In a political era in which an Inquisitor DeMint can flourish, this little snippet from a recent Spectator piece by Toby Young was a bracing reminder of an altogether tougher-minded conservatism:
Maurice Cowling, the late right-wing historian, used to ask first-year students of his at Peterhouse [Cambridge] whether they were conservative because they believed in conservative values or because they believed in nothing. The correct answer was that they believed in nothing.

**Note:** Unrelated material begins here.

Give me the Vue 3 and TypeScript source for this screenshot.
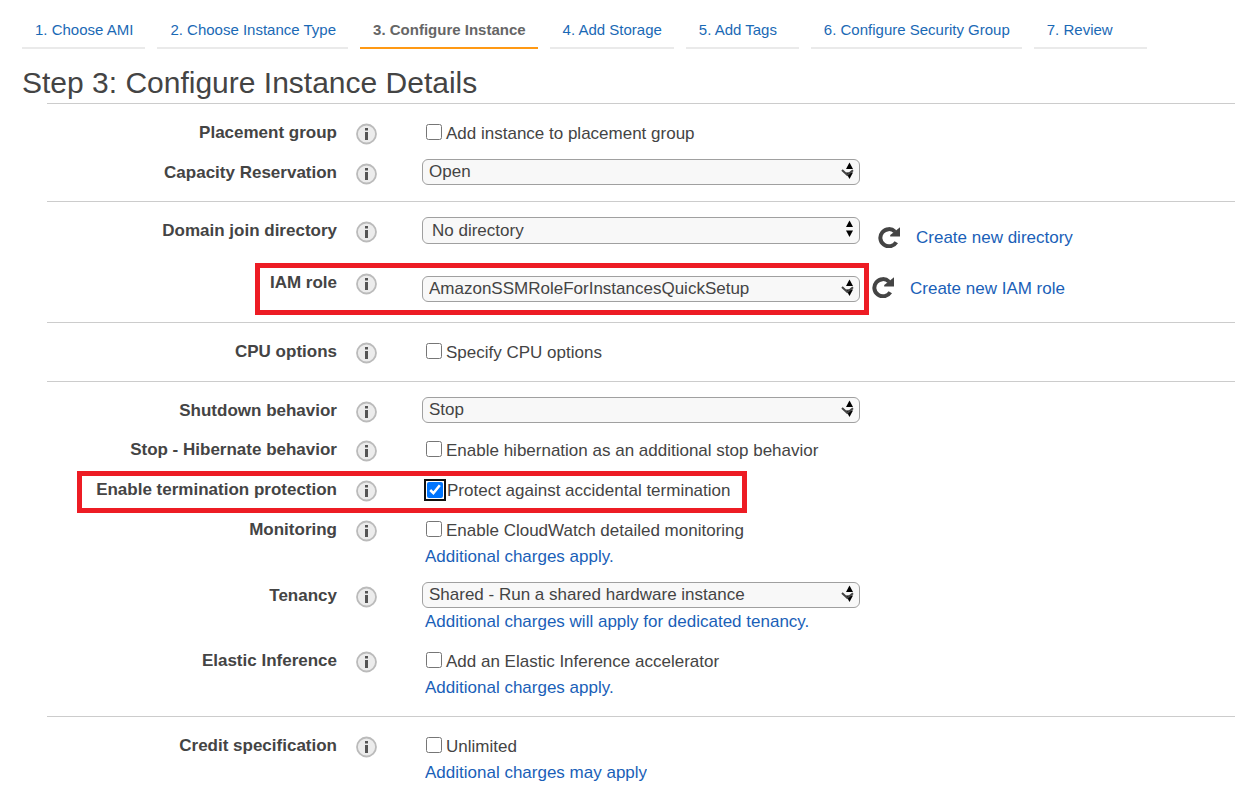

A clue to what Cowling (an interesting writer, if very far from always being my cup of tea, and, incidentally, a religious man of sorts) meant by that can be gleaned from this extract from his Daily Telegraph obituary:
He believed that the strength of Conservatism lay not in any particular set of principles, but in its appeal to a “combination of unashamed materialism and disbelieving scepticism about the power of political parties to give effect to Utopia”.
There are worse things.
I consider it one of the savage ironies of history that the right is generally identified with religion and the left with antireligion.
If there was such a thing as rationality, the left, with their belief in the moral dimension of politics, the raising of intent above results, and their love of intelligent design, would be the natural ally of religion. The right, with their embrace of evolved social mechanisms and comfort with results over morality, would be the natural enemy.
But life is in fact nonrational. So here we are.